Does this mean that it would likely be possible for a competing network to have a "click here to import your friend list" for example?
"Circuit Judge Marsha Berzon said hiQ, which makes software to help employers determine whether employees will stay or quit, showed it faced irreparable harm absent an injunction because it might go out of business without access.[...]
“LinkedIn has no protected property interest in the data contributed by its users, as the users retain ownership over their profiles,” Berzon wrote. “And as to the publicly available profiles, the users quite evidently intend them to be accessed by others,” including prospective employers."
This isn't some sort of empowerment of the public, it's surveillance capitalism. No end-user in their right mind publishes data on LinkedIn with the expectation that the information is bought up by a third party, analysed, and then sold back to your employer in a way that exposes your personal intent and may even threaten your job. The only thing this accomplishes is enabling shady business models that feed of a sort of internet voyeurism, and at the end of the day it'll lead to people turning their profiles private and making LinkedIn more difficult to use if you're someone who is looking for information in good faith.
Yes they do. Do you think people who are afraid of their employer finding out about something would show it on their public LinkedIn profile in the first place? If a manager or colleague who they've likely already "connected" with simply opens your LinkedIn profile in their web browser and sees the same info that hiQ sees, then it's game over. If you don't want your employer to know, don't publish it on your public profile.

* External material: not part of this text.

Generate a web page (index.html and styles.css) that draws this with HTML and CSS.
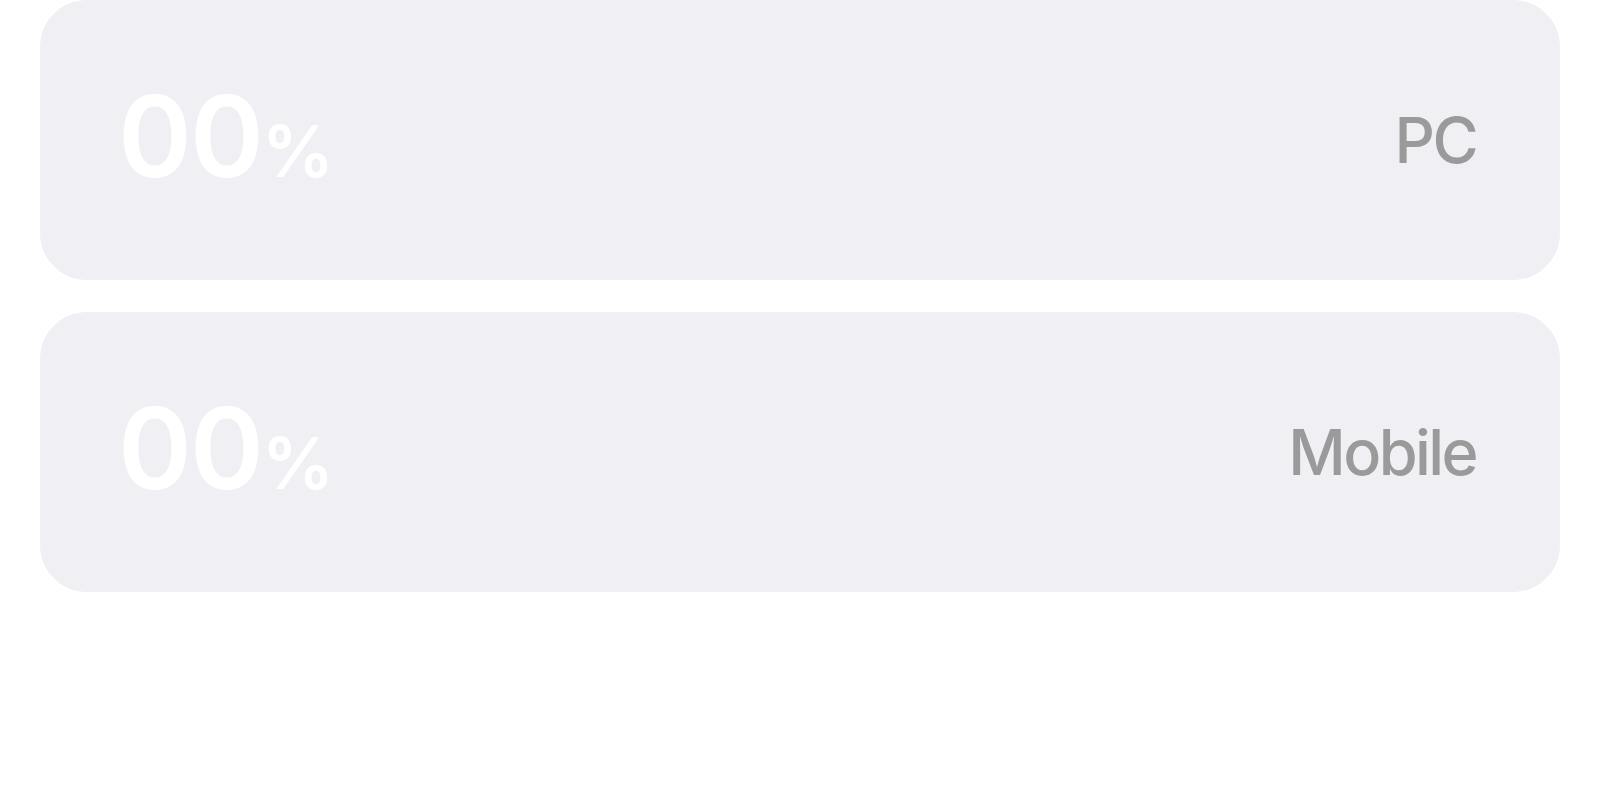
FILE: index.html
```html
<!DOCTYPE html>
<html lang="en">
<head>
    <meta charset="UTF-8">
    <meta name="viewport" content="width=device-width, initial-scale=1.0">
    <title>Usage</title>
    <link rel="stylesheet" href="styles.css">
</head>
<body>

    <div class="stats">
        <div class="stat-card">
            <div class="stat-value">00<span class="unit">%</span></div>
            <div class="stat-label">PC</div>
        </div>
        <div class="stat-card">
            <div class="stat-value">00<span class="unit">%</span></div>
            <div class="stat-label">Mobile</div>
        </div>
    </div>

</body>
</html>
```

FILE: styles.css
```css
body {
    margin: 0;
    background: #ffffff;
    font-family: Inter, "Noto Sans", sans-serif;
}
.stats {
    display: flex;
    flex-direction: column;
    gap: 32px;
    padding: 0 40px;
}
.stat-card {
    display: flex;
    align-items: center;
    justify-content: space-between;
    height: 280px;
    padding: 0 80px 0 78px;
    border-radius: 47px;
    background: #f0eff4;
}
.stat-value {
    display: flex;
    align-items: baseline;
    margin-bottom: 9px;
    color: #ffffff;
    font-size: 112px;
    font-weight: 600;
    line-height: 1;
    letter-spacing: -2px;
}
.unit {
    font-size: 72px;
    font-weight: 600;
    letter-spacing: 0;
}
.stat-label {
    margin-right: 4px;
    color: #9a9a9a;
    font-size: 63px;
    font-weight: 500;
    line-height: 1;
    letter-spacing: -2.6px;
}
```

It's absurd to suggest that some minimal manual effort to load a few profiles is a serious privacy defense.
Doesn't that get covered by laws such as GDPR (where applicable)? Just because I can scape your profile doesn't mean I can publish it, sell it etc (or even keep it). I can do it with your consent, and LinkedIn can't complain, isn't that it?
Not sure this is a win for the web. Sure it's user submitted but the users agreed that Linked in owns that after they submit.